Surely the most unusual of these markers is this one remembering (“honoring” would be the wrong word) Oscar Beckwith, often referred to as the “Austerlitz Cannibal.” While this label is disputed (and not mentioned on the marker), on January 10, 1882, Oscar did kill Simon Vandercook, his partner in a failed gold mine, in Beckwith’s shanty in the Austerlitz hills. He then cut the body into many pieces, intending to burn the evidence in his stove. Before he could do so Vandercook’s landlord, puzzled by Vandercook’s disappearance and suspicious of Beckwith, alerted the Sheriff. The Sheriff’s posse broke into Oscar’s shanty and discovered the grisly sight. Some later maintained they had seen evidence that Oscar had planned to devour Vandercook’s liver and heart or had actually done so.

Oscar had fled before the posse arrived. Some 72 years old, he managed to walk over 600 miles to a remote area some 200 miles north of Toronto. There he lived under an alias, eluding a nationwide search. He was finally captured in 1885 after disclosing his alias and location in a letter to a Spencertown relative asking for money (so he could buy a set of teeth).

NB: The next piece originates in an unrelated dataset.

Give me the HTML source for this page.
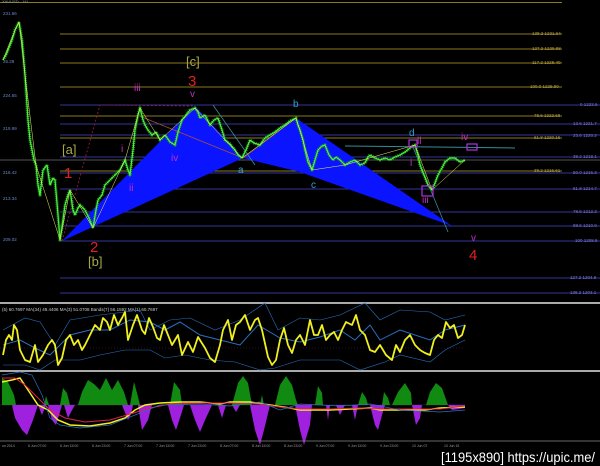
<!DOCTYPE html><html><head><meta charset="utf-8"><style>html,body{margin:0;padding:0;background:#000;width:600px;height:466px;overflow:hidden}svg{display:block}text{font-family:"Liberation Sans",sans-serif}</style></head><body>
<svg width="600" height="466" viewBox="0 0 600 466" xmlns="http://www.w3.org/2000/svg">
<rect width="600" height="466" fill="#000"/>
<g stroke-width="1">
<line x1="0" y1="2.5" x2="562" y2="2.5" stroke="#8a7a20"/>
<g stroke="#8a7a20"><line x1="60" y1="34" x2="562" y2="34"/><line x1="60" y1="49" x2="562" y2="49"/><line x1="60" y1="63" x2="562" y2="63"/><line x1="60" y1="87" x2="562" y2="87"/><line x1="60" y1="116" x2="562" y2="116"/><line x1="60" y1="138" x2="562" y2="138"/><line x1="60" y1="171" x2="562" y2="171"/></g>
<g stroke="#34349a"><line x1="60" y1="105" x2="600" y2="105"/><line x1="60" y1="124" x2="600" y2="124"/><line x1="60" y1="135" x2="600" y2="135"/><line x1="60" y1="157" x2="600" y2="157"/><line x1="60" y1="173" x2="600" y2="173"/><line x1="60" y1="189" x2="600" y2="189"/><line x1="60" y1="212" x2="600" y2="212"/><line x1="60" y1="226" x2="600" y2="226"/><line x1="60" y1="241" x2="600" y2="241"/><line x1="60" y1="278" x2="600" y2="278"/><line x1="60" y1="293" x2="600" y2="293"/></g>
<line x1="0" y1="160" x2="600" y2="160" stroke="#555"/>
<line x1="345" y1="146" x2="515" y2="148" stroke="#3a8a9a"/>
</g>
<g font-size="4.5" fill="#b8a040"><text x="532" y="35">138.2 1231.64</text><text x="532" y="50">127.2 1229.98</text><text x="532" y="64">117.2 1228.40</text><text x="530" y="88">100.0 1225.90</text><text x="534" y="117">78.6 1222.68</text><text x="534" y="139">61.8 1220.16</text><text x="534" y="172">38.2 1216.61</text></g>
<g font-size="4.5" fill="#7a7ad8"><text x="580" y="106">0 1223.6</text><text x="573" y="125">13.6 1221.7</text><text x="573" y="137">23.6 1220.2</text><text x="573" y="158">38.2 1218.1</text><text x="573" y="174">50.0 1216.3</text><text x="573" y="190">61.8 1214.7</text><text x="573" y="213">78.6 1212.3</text><text x="573" y="227">88.6 1210.9</text><text x="575" y="242">100 1208.8</text><text x="570" y="279">127.2 1204.8</text><text x="570" y="294">138.2 1203.1</text></g>
<g font-size="4.5" fill="#6a8ac8"><text x="3" y="15">231.66</text><text x="3" y="63">26.28</text><text x="3" y="97">224.65</text><text x="3" y="130">219.99</text><text x="3" y="174">216.42</text><text x="3" y="200">213.34</text><text x="3" y="241">209.02</text></g>
<text x="2" y="3" font-size="4" fill="#999">XAUUSD... H1 ... ...</text>
<polygon points="62,241 195,106 243,158" fill="#0a14ff"/>
<polygon points="243,158 296,118 452,226 300,172" fill="#0a14ff"/>
<g fill="none" stroke-width="0.8"><polyline points="62,241 100,105 195,106" stroke="#a02040" stroke-dasharray="2,2"/><polyline points="137,115 243,158 296,118" stroke="#a05040"/><line x1="213" y1="105" x2="255" y2="165" stroke="#3a8a9a"/><line x1="412" y1="145" x2="448" y2="232" stroke="#3a8a9a"/></g>
<g fill="none" stroke-linejoin="round">
<polyline id="p" stroke="#18a018" stroke-width="3.2" stroke-dasharray="1,1" points="3,60 6,55 8,50 12,40 15,30 19,22 22,40 25,75 28,120 30,140 32,150 34,160 36,165 38,185 40,195 43,170 47,165 50,185 53,178 55,180 58,215 60,240 63,220 65,205 68,195 70,190 73,210 75,215 78,208 80,205 85,210 89,218 93,228 96,210 98,200 102,195 105,185 110,180 115,175 120,170 125,160 128,170 130,175 133,150 135,130 138,115 140,108 143,120 145,125 148,130 152,135 156,132 160,140 165,135 170,142 175,145 178,132 182,120 186,115 190,110 195,108 198,112 200,118 205,115 210,125 214,120 218,118 222,130 225,140 230,144 235,150 238,155 242,158 246,150 250,140 254,143 260,145 265,138 270,135 275,132 280,128 285,125 290,121 296,118 298,125 300,130 303,140 305,150 308,162 312,170 315,160 318,150 322,146 325,145 329,155 333,160 336,157 340,160 345,165 350,162 355,160 360,165 365,163 368,157 370,155 375,158 380,160 385,158 390,160 395,157 400,155 405,152 410,148 413,146 415,145 418,155 420,165 424,175 428,185 432,190 435,183 438,175 442,168 445,162 450,158 455,158 460,162 465,160"/>
<polyline stroke="#50f040" stroke-width="1.2" points="3,60 6,55 8,50 12,40 15,30 19,22 22,40 25,75 28,120 30,140 32,150 34,160 36,165 38,185 40,195 43,170 47,165 50,185 53,178 55,180 58,215 60,240 63,220 65,205 68,195 70,190 73,210 75,215 78,208 80,205 85,210 89,218 93,228 96,210 98,200 102,195 105,185 110,180 115,175 120,170 125,160 128,170 130,175 133,150 135,130 138,115 140,108 143,120 145,125 148,130 152,135 156,132 160,140 165,135 170,142 175,145 178,132 182,120 186,115 190,110 195,108 198,112 200,118 205,115 210,125 214,120 218,118 222,130 225,140 230,144 235,150 238,155 242,158 246,150 250,140 254,143 260,145 265,138 270,135 275,132 280,128 285,125 290,121 296,118 298,125 300,130 303,140 305,150 308,162 312,170 315,160 318,150 322,146 325,145 329,155 333,160 336,157 340,160 345,165 350,162 355,160 360,165 365,163 368,157 370,155 375,158 380,160 385,158 390,160 395,157 400,155 405,152 410,148 413,146 415,145 418,155 420,165 424,175 428,185 432,190 435,183 438,175 442,168 445,162 450,158 455,158 460,162 465,160"/>
</g>
<polyline fill="none" stroke="#f0f060" stroke-width="0.5" points="3,60 15,30 19,22 25,75 36,165 60,240 70,190 93,228 125,160 140,108 160,140 195,108 242,158 296,118 312,170 345,165 415,145 432,190 465,160"/>
<g font-size="15" fill="#e02020"><text x="64" y="178">1</text><text x="90" y="252">2</text><text x="188" y="86">3</text><text x="469" y="260">4</text></g>
<g font-size="13" fill="#a8a840"><text x="62" y="154">[a]</text><text x="88" y="266">[b]</text><text x="186" y="66">[c]</text></g>
<g font-size="10" fill="#c030c0"><text x="134" y="91">iii</text><text x="190" y="97">v</text><text x="121" y="152">i</text><text x="129" y="191">ii</text><text x="171" y="161">iv</text><text x="417" y="144">ii</text><text x="410" y="166">i</text><text x="422" y="203">iii</text><text x="461" y="140">iv</text><text x="471" y="241">v</text></g>
<g font-size="10" fill="#30a0d0"><text x="238" y="173">a</text><text x="293" y="107">b</text><text x="311" y="188">c</text><text x="409" y="136">d</text></g>
<g fill="none" stroke="#b030e0" stroke-width="1.2"><rect x="409" y="140" width="8" height="7"/><rect x="422" y="186" width="11" height="10"/><rect x="467" y="144" width="10" height="6"/></g>
<rect x="0" y="302" width="600" height="2" fill="#aaa"/>
<rect x="0" y="370" width="600" height="2" fill="#aaa"/>
<text x="2" y="311" font-size="4.5" fill="#ccc">(5) 60.7697   MA(34) 49.4406   MA(3) 51.0708   Bands(7) 56.1592   MA(1) 60.7697</text>
<line x1="0" y1="348" x2="465" y2="348" stroke="#602030" stroke-dasharray="1,2" stroke-width="0.6"/>
<polyline fill="none" stroke="#2a70c0" stroke-width="1" points="3,345 20,340 35,348 50,355 70,335 90,330 110,330 130,320 150,322 165,330 180,322 200,335 220,340 240,345 258,325 280,338 300,342 320,337 340,330 355,340 370,325 380,340 400,330 430,340 445,330 465,325"/>
<polyline fill="none" stroke="#2a70c0" stroke-width="0.6" points="3,330 25,318 40,322 55,345 70,320 100,315 125,312 140,310 150,330 170,320 190,318 215,330 240,320 265,303 278,330 300,318 320,320 340,315 365,303 380,320 400,310 430,312 445,320 465,315"/>
<polyline fill="none" stroke="#2a70c0" stroke-width="0.6" points="3,365 25,365 40,370 55,360 80,360 100,355 125,350 150,350 165,358 185,355 210,360 235,362 260,370 275,368 300,360 320,360 340,360 360,370 385,362 400,355 430,362 445,350 465,340"/>
<polyline fill="none" stroke="#f0f020" stroke-width="1.8" stroke-linejoin="round" points="3,355 6,340 9,335 12,340 14,325 17,330 20,350 25,360 30,362 35,345 38,362 43,355 48,345 52,340 55,345 58,365 62,358 66,340 70,335 74,345 78,340 82,350 85,345 90,335 95,325 100,330 103,318 107,322 110,330 114,315 118,325 122,318 125,312 128,340 133,325 137,315 142,330 145,334 149,318 153,327 157,338 160,340 164,325 168,335 172,345 178,335 182,355 188,342 193,352 198,337 205,348 210,358 215,362 220,345 223,330 228,320 232,340 236,325 240,322 245,315 250,330 255,320 258,318 262,330 268,357 272,365 276,360 280,340 284,328 288,345 292,353 296,340 300,335 305,345 310,320 314,335 318,335 322,325 326,340 330,335 334,332 338,340 342,330 346,322 352,325 356,315 360,330 365,335 370,350 375,352 380,345 386,355 392,360 396,345 400,352 405,340 410,335 415,345 420,350 425,353 430,355 434,340 438,335 442,338 446,322 450,328 454,325 458,338 462,335 465,325"/>
<line x1="0" y1="405" x2="465" y2="405" stroke="#333" stroke-width="0.5"/>
<path fill="#108a10" d="M2,405 L2,378 8,382 14,395 16,405Z M44,405 L46,396 49,405Z M60,405 L63,388 67,393 70,405Z M78,405 L82,392 88,380 94,384 100,390 106,378 112,390 118,380 124,392 128,405Z M115,405 L118,395 120,405Z M130,405 L134,382 137,393 140,405Z M170,405 L174,382 180,390 182,405Z M232,405 L238,383 243,376 248,383 252,405Z M260,405 L262,395 264,405Z M275,405 L280,385 286,376 292,385 296,400 298,405Z M315,405 L318,386 322,393 323,405Z M358,405 L362,392 366,398 368,405Z M382,405 L384,392 388,398 390,405Z M392,405 L398,392 405,383 411,393 412,405Z M426,405 L430,392 436,383 442,388 448,405Z"/>
<path fill="#a020e0" d="M12,405 L15,418 22,430 27,435 33,420 38,405Z M38,405 L42,415 46,405Z M48,405 L52,420 56,425 60,412 62,405Z M64,405 L68,418 72,410 75,405Z M122,405 L128,420 131,414 133,405Z M138,405 L142,430 148,420 152,405Z M168,405 L172,420 176,430 180,418 184,405Z M190,405 L195,420 200,432 205,420 212,405Z M218,405 L222,418 226,405Z M232,405 L236,412 240,405Z M250,405 L255,430 260,445 264,430 270,405Z M295,405 L300,430 304,445 310,425 312,405Z M326,405 L328,420 330,405Z M336,405 L340,415 345,405Z M352,405 L355,420 358,405Z M370,405 L375,425 378,430 382,415 385,405Z M412,405 L416,425 420,418 422,405Z M448,405 L452,410 465,408 465,405Z"/>
<polyline fill="none" stroke="#f0f020" stroke-width="1.5" points="2,382 12,380 20,378 28,390 38,405 48,410 58,420 70,425 90,426 110,423 125,418 135,410 145,405 160,403 180,402 200,402 220,404 230,402 250,402 270,405 290,408 300,410 315,410 330,410 350,409 370,408 380,410 395,410 410,410 425,410 440,408 465,407"/>
<polyline fill="none" stroke="#e02050" stroke-width="1" points="2,378 15,378 25,385 35,395 50,410 65,418 85,422 110,420 130,414 150,408 170,404 200,403 230,403 260,404 280,407 300,409 330,409 360,408 380,409 410,409 440,409 465,406"/>
<polyline fill="none" stroke="#2a70c0" stroke-width="0.7" points="2,375 20,372 32,375 42,395 50,418 60,425 80,428 110,425 140,413 160,405 200,404 230,406 260,402 280,410 300,404 340,406 370,404 400,410 440,412 465,410"/>
<line x1="0" y1="441" x2="600" y2="441" stroke="#888" stroke-width="0.8"/>
<g font-size="3.5" fill="#999"><text x="2" y="447">un 2014</text><text x="28" y="447">6 Jun 07:00</text><text x="60" y="447">6 Jun 15:00</text><text x="92" y="447">6 Jun 23:00</text><text x="124" y="447">7 Jun 07:00</text><text x="156" y="447">7 Jun 15:00</text><text x="188" y="447">7 Jun 23:00</text><text x="220" y="447">8 Jun 07:00</text><text x="252" y="447">8 Jun 15:00</text><text x="284" y="447">8 Jun 23:00</text><text x="316" y="447">9 Jun 07:00</text><text x="348" y="447">9 Jun 15:00</text><text x="380" y="447">9 Jun 23:00</text><text x="412" y="447">10 Jun 07</text><text x="444" y="447">10 Jun 15</text></g>
<text x="441" y="462" font-size="14" fill="#fff" textLength="154" lengthAdjust="spacingAndGlyphs">[1195x890] https://upic.me/</text>
</svg>
</body></html>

Beckwith was extradited and then tried twice in Hudson for murder. The two trials -- the first guilty verdict was vacated based on claimed newly discovered evidence -- captured national attention. Sentenced to death six times, as the case ran up and down the court system, Beckwith was ultimately hanged in Hudson on March 1, 1888, on gallows imported for the occasion from New York City.

Why commemorate this sordid tale? Because it was the most notorious event in the history of Austerlitz. The Beckwith marker stands on the east side of Route 22, a half mile north of Upper Hollow Road, in front of an open field owned by Darin Johnson and Gregory Keffer. From there one can see the Austerlitz hills where, some 1.6 miles to the east, the dastardly deed took place.